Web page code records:
━━━━━━━━

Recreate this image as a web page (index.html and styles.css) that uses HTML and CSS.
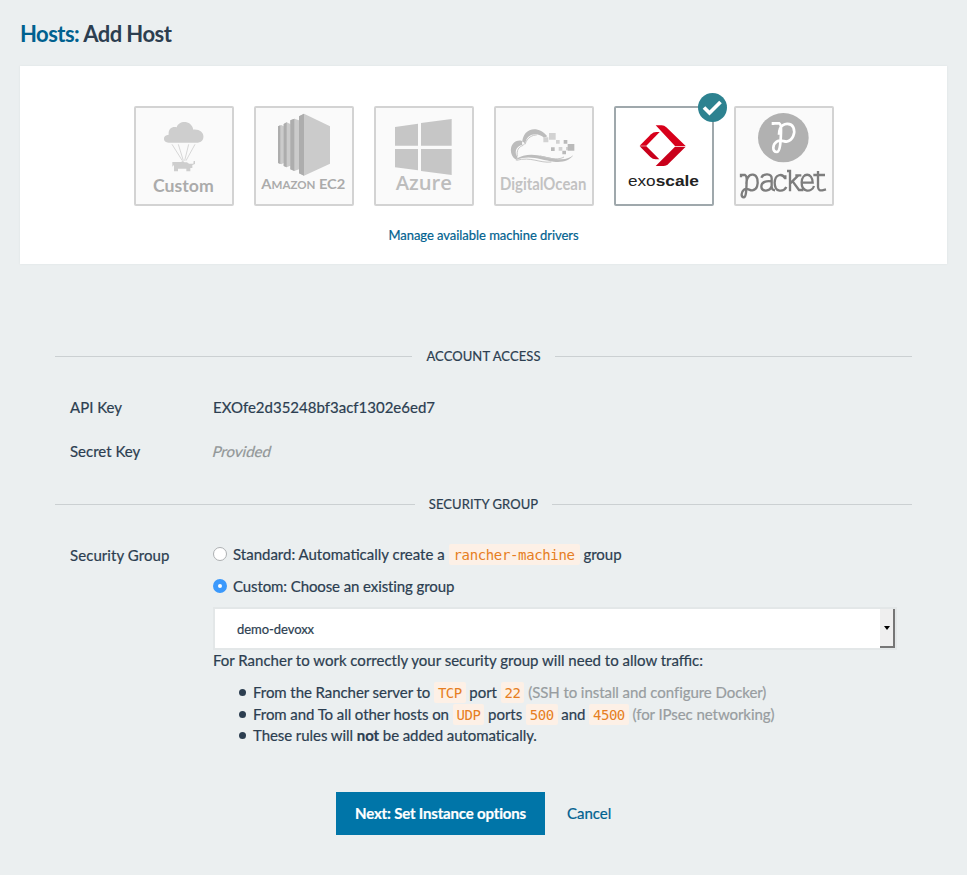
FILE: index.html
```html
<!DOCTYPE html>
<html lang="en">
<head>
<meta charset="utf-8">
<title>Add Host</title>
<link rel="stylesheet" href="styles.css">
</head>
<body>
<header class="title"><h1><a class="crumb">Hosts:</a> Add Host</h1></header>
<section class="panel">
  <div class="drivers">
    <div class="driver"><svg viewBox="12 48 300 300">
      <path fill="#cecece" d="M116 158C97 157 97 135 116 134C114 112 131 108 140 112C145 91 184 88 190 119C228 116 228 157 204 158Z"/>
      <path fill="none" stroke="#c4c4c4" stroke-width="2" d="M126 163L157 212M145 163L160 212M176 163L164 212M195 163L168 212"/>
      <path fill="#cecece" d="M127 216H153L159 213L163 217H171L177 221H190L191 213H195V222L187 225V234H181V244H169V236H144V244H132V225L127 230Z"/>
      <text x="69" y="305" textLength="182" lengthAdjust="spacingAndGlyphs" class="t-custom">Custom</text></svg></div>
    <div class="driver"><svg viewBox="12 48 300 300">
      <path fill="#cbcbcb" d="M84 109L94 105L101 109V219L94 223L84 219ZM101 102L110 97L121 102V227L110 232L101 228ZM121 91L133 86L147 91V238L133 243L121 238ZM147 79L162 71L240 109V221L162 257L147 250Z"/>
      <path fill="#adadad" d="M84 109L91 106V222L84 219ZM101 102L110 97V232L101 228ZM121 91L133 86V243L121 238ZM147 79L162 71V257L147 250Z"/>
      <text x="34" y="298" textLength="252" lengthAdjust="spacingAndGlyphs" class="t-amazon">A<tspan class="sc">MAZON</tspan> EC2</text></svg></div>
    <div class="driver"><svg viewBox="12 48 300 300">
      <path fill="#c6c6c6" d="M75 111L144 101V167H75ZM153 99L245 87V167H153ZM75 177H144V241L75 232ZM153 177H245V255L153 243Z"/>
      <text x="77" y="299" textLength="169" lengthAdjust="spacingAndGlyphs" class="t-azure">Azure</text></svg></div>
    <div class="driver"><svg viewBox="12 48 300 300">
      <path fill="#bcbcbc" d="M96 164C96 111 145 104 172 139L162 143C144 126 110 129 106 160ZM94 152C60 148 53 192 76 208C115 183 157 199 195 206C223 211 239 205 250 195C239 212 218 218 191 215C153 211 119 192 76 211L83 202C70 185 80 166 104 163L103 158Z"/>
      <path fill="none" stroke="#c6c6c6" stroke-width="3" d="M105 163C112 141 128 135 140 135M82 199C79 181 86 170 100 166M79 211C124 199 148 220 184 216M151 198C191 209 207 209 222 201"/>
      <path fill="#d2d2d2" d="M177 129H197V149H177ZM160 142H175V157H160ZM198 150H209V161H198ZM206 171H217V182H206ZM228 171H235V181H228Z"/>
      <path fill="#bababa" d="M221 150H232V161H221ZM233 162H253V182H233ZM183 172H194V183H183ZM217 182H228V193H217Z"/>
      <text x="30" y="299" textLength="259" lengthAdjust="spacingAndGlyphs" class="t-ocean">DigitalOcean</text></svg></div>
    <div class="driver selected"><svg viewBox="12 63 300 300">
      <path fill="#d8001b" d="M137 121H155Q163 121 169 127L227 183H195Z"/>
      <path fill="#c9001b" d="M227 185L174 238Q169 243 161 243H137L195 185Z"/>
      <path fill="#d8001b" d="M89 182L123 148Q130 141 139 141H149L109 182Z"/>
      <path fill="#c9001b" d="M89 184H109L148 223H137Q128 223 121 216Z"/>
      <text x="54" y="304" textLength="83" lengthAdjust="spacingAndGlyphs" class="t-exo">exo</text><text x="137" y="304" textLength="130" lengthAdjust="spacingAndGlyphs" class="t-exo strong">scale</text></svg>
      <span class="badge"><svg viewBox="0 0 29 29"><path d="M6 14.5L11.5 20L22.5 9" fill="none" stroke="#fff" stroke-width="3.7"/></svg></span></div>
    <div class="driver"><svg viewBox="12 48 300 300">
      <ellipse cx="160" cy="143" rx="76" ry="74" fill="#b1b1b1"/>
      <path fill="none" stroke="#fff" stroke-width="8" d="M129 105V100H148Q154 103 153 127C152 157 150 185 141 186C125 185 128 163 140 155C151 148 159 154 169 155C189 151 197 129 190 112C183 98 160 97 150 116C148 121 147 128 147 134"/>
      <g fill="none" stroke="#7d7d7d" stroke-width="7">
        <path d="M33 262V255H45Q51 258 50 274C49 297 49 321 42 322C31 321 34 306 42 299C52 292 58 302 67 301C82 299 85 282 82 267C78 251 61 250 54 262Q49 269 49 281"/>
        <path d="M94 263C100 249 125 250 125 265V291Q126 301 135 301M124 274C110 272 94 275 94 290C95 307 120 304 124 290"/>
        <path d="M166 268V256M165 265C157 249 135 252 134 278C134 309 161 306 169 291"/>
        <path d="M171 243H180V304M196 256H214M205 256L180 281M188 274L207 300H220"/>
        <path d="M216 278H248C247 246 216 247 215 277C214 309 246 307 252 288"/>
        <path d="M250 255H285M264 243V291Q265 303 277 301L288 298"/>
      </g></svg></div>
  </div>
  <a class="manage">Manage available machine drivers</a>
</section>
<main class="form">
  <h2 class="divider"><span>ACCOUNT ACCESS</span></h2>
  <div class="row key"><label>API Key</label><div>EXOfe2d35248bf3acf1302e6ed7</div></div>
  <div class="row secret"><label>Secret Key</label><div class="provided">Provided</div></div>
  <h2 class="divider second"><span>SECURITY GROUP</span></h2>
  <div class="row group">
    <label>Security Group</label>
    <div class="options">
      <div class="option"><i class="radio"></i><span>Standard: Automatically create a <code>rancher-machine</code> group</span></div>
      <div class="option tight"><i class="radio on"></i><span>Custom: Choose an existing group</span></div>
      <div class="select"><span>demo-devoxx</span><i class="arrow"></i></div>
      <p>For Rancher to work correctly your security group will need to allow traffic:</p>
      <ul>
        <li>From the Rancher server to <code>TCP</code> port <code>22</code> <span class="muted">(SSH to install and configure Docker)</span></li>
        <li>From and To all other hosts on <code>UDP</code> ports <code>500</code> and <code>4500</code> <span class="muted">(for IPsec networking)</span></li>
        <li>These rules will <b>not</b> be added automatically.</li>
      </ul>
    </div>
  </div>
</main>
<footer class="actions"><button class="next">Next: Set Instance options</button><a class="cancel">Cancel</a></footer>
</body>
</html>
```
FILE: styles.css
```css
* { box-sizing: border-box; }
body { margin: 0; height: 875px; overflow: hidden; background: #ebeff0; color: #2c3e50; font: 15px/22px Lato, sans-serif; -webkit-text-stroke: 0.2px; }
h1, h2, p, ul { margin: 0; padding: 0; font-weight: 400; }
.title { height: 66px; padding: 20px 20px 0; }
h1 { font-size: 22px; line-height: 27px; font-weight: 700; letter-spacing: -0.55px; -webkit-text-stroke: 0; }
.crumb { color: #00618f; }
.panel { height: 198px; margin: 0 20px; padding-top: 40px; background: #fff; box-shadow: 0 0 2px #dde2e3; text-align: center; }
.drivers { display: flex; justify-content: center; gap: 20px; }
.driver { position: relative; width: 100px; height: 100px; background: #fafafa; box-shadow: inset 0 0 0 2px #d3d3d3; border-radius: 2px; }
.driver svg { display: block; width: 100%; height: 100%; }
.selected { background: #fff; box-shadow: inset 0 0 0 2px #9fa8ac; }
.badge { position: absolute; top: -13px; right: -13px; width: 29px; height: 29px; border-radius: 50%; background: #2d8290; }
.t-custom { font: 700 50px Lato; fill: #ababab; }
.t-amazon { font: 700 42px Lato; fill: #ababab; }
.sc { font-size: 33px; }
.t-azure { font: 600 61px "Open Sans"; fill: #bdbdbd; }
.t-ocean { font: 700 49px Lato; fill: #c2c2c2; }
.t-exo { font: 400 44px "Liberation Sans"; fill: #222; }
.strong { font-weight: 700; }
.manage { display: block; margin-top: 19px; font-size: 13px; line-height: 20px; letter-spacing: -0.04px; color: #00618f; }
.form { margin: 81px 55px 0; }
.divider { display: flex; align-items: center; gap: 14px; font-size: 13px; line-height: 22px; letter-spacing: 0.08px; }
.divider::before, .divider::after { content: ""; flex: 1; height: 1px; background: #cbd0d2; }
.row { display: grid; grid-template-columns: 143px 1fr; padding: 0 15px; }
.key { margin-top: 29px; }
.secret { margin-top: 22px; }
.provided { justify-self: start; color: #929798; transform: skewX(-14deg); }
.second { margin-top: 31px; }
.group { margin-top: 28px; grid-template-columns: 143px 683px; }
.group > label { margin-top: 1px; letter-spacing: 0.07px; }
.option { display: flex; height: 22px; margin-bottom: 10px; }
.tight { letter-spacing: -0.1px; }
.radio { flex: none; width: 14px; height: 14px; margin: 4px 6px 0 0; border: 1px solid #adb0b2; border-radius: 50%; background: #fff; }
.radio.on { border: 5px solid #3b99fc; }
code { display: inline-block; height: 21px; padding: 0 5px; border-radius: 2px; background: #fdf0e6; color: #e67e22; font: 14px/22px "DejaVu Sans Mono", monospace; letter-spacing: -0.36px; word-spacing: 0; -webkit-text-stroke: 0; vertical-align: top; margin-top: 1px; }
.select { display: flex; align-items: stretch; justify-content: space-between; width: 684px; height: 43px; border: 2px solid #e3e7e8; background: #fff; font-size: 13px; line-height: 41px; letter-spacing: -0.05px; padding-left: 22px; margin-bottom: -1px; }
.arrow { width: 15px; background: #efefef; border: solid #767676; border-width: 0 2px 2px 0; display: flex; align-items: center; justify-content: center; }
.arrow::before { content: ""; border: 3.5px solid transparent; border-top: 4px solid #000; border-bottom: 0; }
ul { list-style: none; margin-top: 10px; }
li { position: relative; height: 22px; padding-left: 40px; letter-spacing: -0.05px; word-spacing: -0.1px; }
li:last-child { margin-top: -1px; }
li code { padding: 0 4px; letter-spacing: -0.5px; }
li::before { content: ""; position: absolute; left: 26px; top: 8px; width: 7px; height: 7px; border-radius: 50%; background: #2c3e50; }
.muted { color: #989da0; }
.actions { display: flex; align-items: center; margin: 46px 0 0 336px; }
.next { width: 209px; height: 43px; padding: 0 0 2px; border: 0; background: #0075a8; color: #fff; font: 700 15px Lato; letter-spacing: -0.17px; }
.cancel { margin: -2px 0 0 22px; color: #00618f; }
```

━━━━━━━━

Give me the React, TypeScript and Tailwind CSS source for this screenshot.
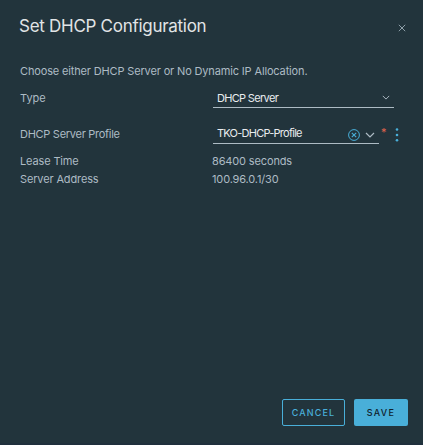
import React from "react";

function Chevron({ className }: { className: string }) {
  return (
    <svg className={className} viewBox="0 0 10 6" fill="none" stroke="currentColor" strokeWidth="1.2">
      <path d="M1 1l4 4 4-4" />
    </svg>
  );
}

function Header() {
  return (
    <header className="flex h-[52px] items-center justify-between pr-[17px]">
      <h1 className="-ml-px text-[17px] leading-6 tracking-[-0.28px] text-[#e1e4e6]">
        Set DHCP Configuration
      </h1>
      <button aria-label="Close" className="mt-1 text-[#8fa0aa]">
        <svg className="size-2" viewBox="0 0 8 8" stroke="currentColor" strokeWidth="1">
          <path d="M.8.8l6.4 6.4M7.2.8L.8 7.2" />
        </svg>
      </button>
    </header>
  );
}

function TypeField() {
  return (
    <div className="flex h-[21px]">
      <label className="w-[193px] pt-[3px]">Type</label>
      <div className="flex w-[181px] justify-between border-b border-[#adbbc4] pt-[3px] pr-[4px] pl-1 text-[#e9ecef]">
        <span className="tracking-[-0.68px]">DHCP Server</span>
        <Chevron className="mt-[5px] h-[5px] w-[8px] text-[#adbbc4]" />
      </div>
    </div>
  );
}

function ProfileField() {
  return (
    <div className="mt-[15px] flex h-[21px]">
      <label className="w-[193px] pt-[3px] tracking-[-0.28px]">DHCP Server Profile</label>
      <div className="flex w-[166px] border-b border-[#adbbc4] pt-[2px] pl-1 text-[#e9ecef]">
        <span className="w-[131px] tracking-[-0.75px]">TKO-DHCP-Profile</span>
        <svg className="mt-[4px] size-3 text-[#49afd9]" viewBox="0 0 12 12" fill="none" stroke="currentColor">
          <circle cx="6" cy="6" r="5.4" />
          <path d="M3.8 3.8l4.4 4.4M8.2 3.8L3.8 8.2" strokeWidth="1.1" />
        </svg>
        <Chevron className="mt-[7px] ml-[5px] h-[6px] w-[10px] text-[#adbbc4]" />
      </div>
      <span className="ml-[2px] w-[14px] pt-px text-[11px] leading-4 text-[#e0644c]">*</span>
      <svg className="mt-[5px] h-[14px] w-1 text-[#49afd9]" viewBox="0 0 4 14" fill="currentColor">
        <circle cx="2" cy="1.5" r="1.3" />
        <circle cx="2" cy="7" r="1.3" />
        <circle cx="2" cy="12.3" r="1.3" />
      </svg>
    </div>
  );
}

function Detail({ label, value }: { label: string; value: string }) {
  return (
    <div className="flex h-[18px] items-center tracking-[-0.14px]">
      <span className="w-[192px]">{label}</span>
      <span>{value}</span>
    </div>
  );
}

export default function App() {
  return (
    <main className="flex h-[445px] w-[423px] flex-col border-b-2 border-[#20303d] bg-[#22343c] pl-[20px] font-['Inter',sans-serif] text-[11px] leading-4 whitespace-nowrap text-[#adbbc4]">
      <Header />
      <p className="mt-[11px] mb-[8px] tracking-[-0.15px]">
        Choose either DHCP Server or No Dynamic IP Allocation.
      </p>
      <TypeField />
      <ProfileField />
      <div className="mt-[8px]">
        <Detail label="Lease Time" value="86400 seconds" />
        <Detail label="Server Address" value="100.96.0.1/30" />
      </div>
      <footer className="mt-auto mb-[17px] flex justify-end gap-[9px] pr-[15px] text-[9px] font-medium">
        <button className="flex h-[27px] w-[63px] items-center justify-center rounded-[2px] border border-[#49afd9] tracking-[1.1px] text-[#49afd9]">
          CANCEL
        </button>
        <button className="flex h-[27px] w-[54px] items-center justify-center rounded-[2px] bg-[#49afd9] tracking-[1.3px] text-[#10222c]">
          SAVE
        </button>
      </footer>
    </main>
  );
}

━━━━━━━━

Which lines include the word "index"? List them all.

### Worked answer
Recreate this image as a web page (index.html and styles.css) that uses HTML and CSS.
FILE: index.html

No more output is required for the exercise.